Do you ever get in creative dry spells, and if so, how do you get out of them?  These days I rarely get in creative dry spells because it is difficult for me to find enough time to complete the projects that I have underway.  However, when this does happen, I simply carry a camera with me on my walks to and from work and make pictures of anything that I find even the least bit interesting.  Most of these images never see the light of day, but they serve a more important purpose of getting me through the dry spells.

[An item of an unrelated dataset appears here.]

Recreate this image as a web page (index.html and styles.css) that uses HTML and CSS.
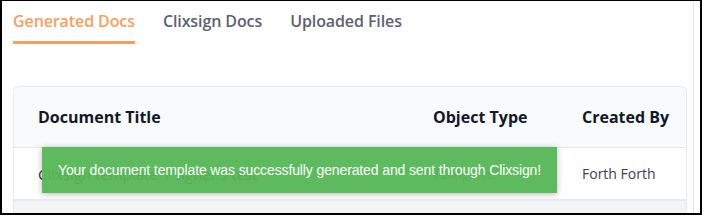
FILE: index.html
```html
<!DOCTYPE html>
<html>
<head>
<meta charset="utf-8">
<link rel="stylesheet" href="styles.css">
</head>
<body>
<div class="frame">
  <div class="page">
    <nav class="tabs">
      <div class="tab active">Generated Docs</div>
      <div class="tab">Clixsign Docs</div>
      <div class="tab">Uploaded Files</div>
    </nav>
    <div class="card">
      <div class="row head">
        <div class="cell">Document Title</div>
        <div class="cell">Object Type</div>
        <div class="cell">Created By</div>
      </div>
      <div class="row body">
        <div class="cell title">Clixsign template 1 signer's test</div>
        <div class="cell muted">Template</div>
        <div class="cell">Forth Forth</div>
      </div>
      <div class="row alt"></div>
    </div>
  </div>
  <div class="toast">Your document template was successfully generated and sent through Clixsign!</div>
</div>
</body>
</html>
```
FILE: styles.css
```css
html, body { margin: 0; padding: 0; background: #fff; }
.frame {
  position: relative;
  width: 702px;
  height: 215px;
  box-sizing: border-box;
  border: 2px solid #000;
  border-top-width: 1px;
  overflow: hidden;
  font-family: "Open Sans", "Liberation Sans", sans-serif;
}
.page {
  width: 692px;
  height: 100%;
  box-sizing: border-box;
  border-right: 1px solid #e4e4e4;
  padding: 9px 0 0 11px;
}
.tabs { display: flex; gap: 28px; }
.tab {
  font-size: 16px;
  font-weight: 600;
  line-height: 22px;
  letter-spacing: -0.1px;
  color: #5b6270;
  padding-bottom: 9px;
  border-bottom: 3px solid transparent;
}
.tab.active { color: #f99e5c; border-bottom-color: #f99e5c; }
.card {
  margin-top: 42px;
  width: 672px;
  border: 1px solid #e5e7eb;
  border-bottom: none;
  border-radius: 6px 6px 0 0;
  overflow: hidden;
}
.row {
  display: grid;
  grid-template-columns: 395px 149px 1fr;
  padding-left: 24px;
  align-items: center;
}
.head {
  height: 60px;
  background: #f9fafb;
  border-bottom: 1px solid #e5e7eb;
  font-size: 16px;
  font-weight: 700;
  color: #111827;
}
.body {
  height: 51px;
  border-bottom: 2px solid #e8eaf0;
  font-size: 14px;
  color: #374151;
}
.title { color: #2d3a4f; font-size: 15px; }
.muted { color: #6b7280; }
.alt { height: 20px; background: #f3f4f6; }
.toast {
  position: absolute;
  left: 40px;
  top: 146px;
  width: 515px;
  height: 46px;
  box-sizing: border-box;
  padding: 0 16px;
  display: flex;
  align-items: center;
  white-space: nowrap;
  letter-spacing: -0.12px;
  background: #55b655;
  opacity: 0.94;
  color: #fff;
  font-family: "Liberation Sans", Arial, sans-serif;
  font-size: 14px;
  box-shadow: 0 1px 6px rgba(0, 0, 0, 0.3);
}
```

How do you challenge yourself in your work?  Like most artist, I want my next project to be better than my last one.  I try to make work that, to some extent, grows out of my overall practice as an artist, while simultaneously making subtle moves into new territory.  Most recently, I’ve been making work at a significantly larger scale than anything I’ve done in the past.  Some of the images in Utilitarian Abstraction are as large as 5 feet by 23 ½ feet.  Also, I’m working on another project (A Layered History of Art: From Semitransparent to Opague) in which the final piece will be approximately 5 feet high by 40 feet long.

What is your dream project?  Ask me in the morning.